In the meantime, faculty and students are contending with the fallout.

"They've come since day one," says Lovett, referring to the steady stream of students that have been in and out of her office since the accreditation crisis first erupted. With a cloud of uncertainty hanging over the school, students are eager for advice on everything from financial help to transfer options.

Lovett says such concerns reflect the reality of students in the program, most of whom can't afford the alternatives. "A lot of them are priced out of the private universities," she notes, "while public education [including California State University (CSU) and University of California (UC) schools] is growing less affordable."

In-state students pay $46 per unit at City College, far below the $3,000 price tag for a full semester at San Francisco State University and the $271 per-unit cost at a UC school.

Eder received a biotech scholarship, which helped her cover tuition and basic living expenses. But there were other challenges. Midway through her first year, her father passed away, causing her to miss several weeks of class. If it weren't for the support of classmates and teachers, she says she wouldn't have stayed with the program.

"They were supportive. That doesn't mean they lowered their standards, but they did give me the flexibility I needed at the time," she said. "It's something I'll always remember."

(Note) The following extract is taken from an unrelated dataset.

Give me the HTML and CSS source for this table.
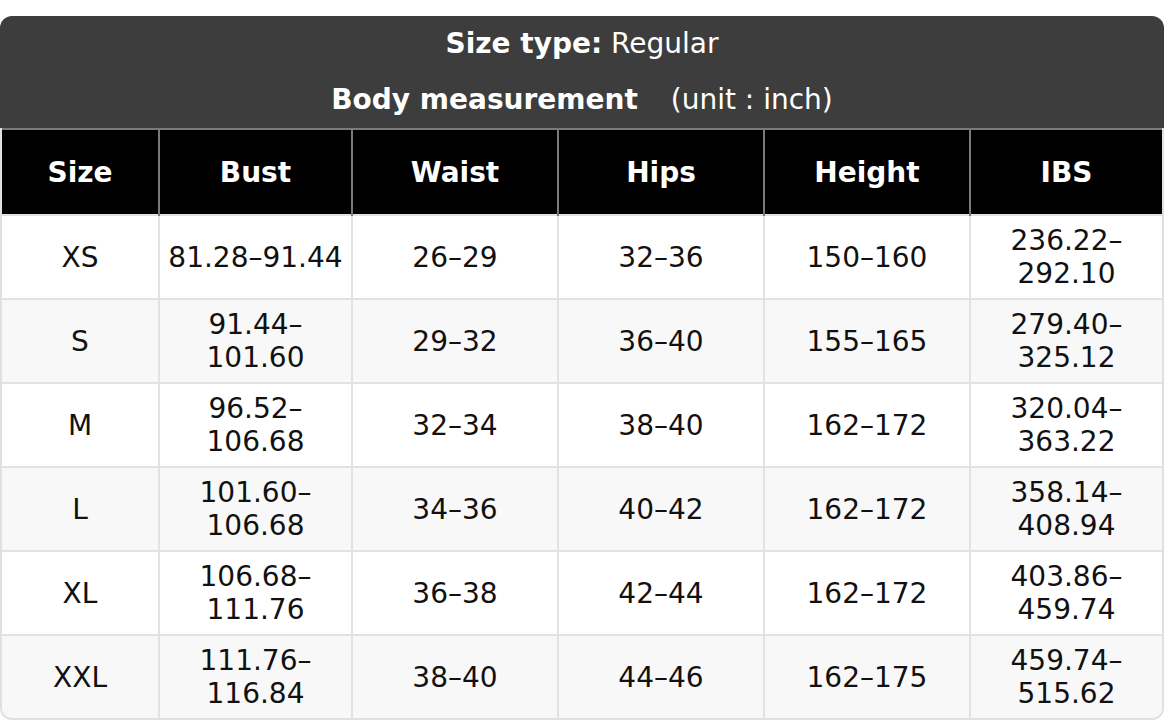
FILE: index.html
```html
<!DOCTYPE html>
<html>
<head>
<meta charset="utf-8">
<link rel="stylesheet" href="styles.css">
</head>
<body>
<div class="chart">
  <div class="chart-head">
    <div class="head-line"><b>Size type:</b> Regular</div>
    <div class="head-line"><b>Body measurement</b><span class="unit">(unit : inch)</span></div>
  </div>
  <div class="table-wrap">
    <table class="size-table">
      <colgroup>
        <col class="c1"><col class="c2"><col class="c3"><col class="c4"><col class="c5"><col class="c6">
      </colgroup>
      <thead>
        <tr><th>Size</th><th>Bust</th><th>Waist</th><th>Hips</th><th>Height</th><th>IBS</th></tr>
      </thead>
      <tbody>
        <tr><td>XS</td><td>81.28–91.44</td><td>26–29</td><td>32–36</td><td>150–160</td><td>236.22–<br>292.10</td></tr>
        <tr><td>S</td><td>91.44–<br>101.60</td><td>29–32</td><td>36–40</td><td>155–165</td><td>279.40–<br>325.12</td></tr>
        <tr><td>M</td><td>96.52–<br>106.68</td><td>32–34</td><td>38–40</td><td>162–172</td><td>320.04–<br>363.22</td></tr>
        <tr><td>L</td><td>101.60–<br>106.68</td><td>34–36</td><td>40–42</td><td>162–172</td><td>358.14–<br>408.94</td></tr>
        <tr><td>XL</td><td>106.68–<br>111.76</td><td>36–38</td><td>42–44</td><td>162–172</td><td>403.86–<br>459.74</td></tr>
        <tr><td>XXL</td><td>111.76–<br>116.84</td><td>38–40</td><td>44–46</td><td>162–175</td><td>459.74–<br>515.62</td></tr>
      </tbody>
    </table>
  </div>
</div>
</body>
</html>
```

FILE: styles.css
```css
html, body {
  margin: 0;
  padding: 0;
  background: #ffffff;
}

body {
  font-family: "DejaVu Sans", sans-serif;
  font-size: 28px;
  color: #111111;
  padding-top: 16px;
}

.chart {
  width: 1164px;
}

.chart-head {
  background: #3d3d3d;
  color: #ffffff;
  border-radius: 12px 12px 0 0;
  height: 112px;
  box-sizing: border-box;
  padding-top: 11px;
  display: flex;
  flex-direction: column;
  align-items: center;
  gap: 23px;
}

.head-line {
  line-height: 33px;
  text-align: center;
}

.unit {
  margin-left: 33px;
}

.table-wrap {
  border: 2px solid #e0e0e0;
  border-top: none;
  border-radius: 0 0 12px 12px;
  overflow: hidden;
}

.size-table {
  width: 1160px;
  border-collapse: collapse;
  table-layout: fixed;
}

.c1 { width: 157px; }
.c2 { width: 193px; }
.c3 { width: 206px; }
.c4 { width: 206px; }
.c5 { width: 206px; }
.c6 { width: 192px; }

.size-table th {
  background: #000000;
  color: #ffffff;
  font-weight: bold;
  height: 84px;
  border: 2px solid #7a7a7a;
  border-bottom: none;
  padding: 0;
  text-align: center;
}

.size-table td {
  height: 82px;
  border: 2px solid #e2e2e2;
  padding: 0;
  text-align: center;
  line-height: 33px;
  vertical-align: middle;
}

.size-table tr > :first-child {
  border-left: none;
}

.size-table tr > :last-child {
  border-right: none;
}

.size-table tbody tr:last-child td {
  border-bottom: none;
}

.size-table tbody tr:nth-child(even) td {
  background: #f8f8f8;
}

.size-table tbody tr:nth-child(odd) td {
  background: #ffffff;
}
```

There are eight core instructors in the Bridge program and a number of part-time faculty. Most come straight out of big pharmaceutical and biotech companies, bringing with them years of experience and expertise. Eder says teachers often share tips on job interviews and other work-related advice.

She chose science because of her concern for the environment, she says, and because she wanted a challenge. "I thought to myself, 'I still have about 35 years of healthy brain activity,'" she says jokingly. "I wanted to really learn something."

Within a year Eder completed 15 of the required 21 units for the program's lab assistant certificate. She says that while much of her time was spent in the lab, her classes covered everything from research methods to resume writing. During her second semester, she took an internship with a consultancy group that focuses on food safety, and says the experience convinced her to continue her education past the program.

"Food is everything," she says enthusiastically, adding that when she's done with the Bridge program she plans to pursue a certificate in environmental monitoring, which could open the door to a career in biofuels and other food-related research.

Eder says it would be a "tragedy" if the program disappeared. She recently joined the Save City College campaign, which is working to boost enrollment as applications have fallen in the wake of the accreditation crisis. With much of the funding for City College and other community colleges enrollment based, any decline in the student body spells financial trouble for the school, even as it makes cuts to meet commission recommendations.

As for her own future, Eder is more optimistic.

"I hope to do something good for the world," she says. "I know it sounds idealistic and maybe a little pretentious, but who knows." She adds, "The Bridge program gave me this opportunity."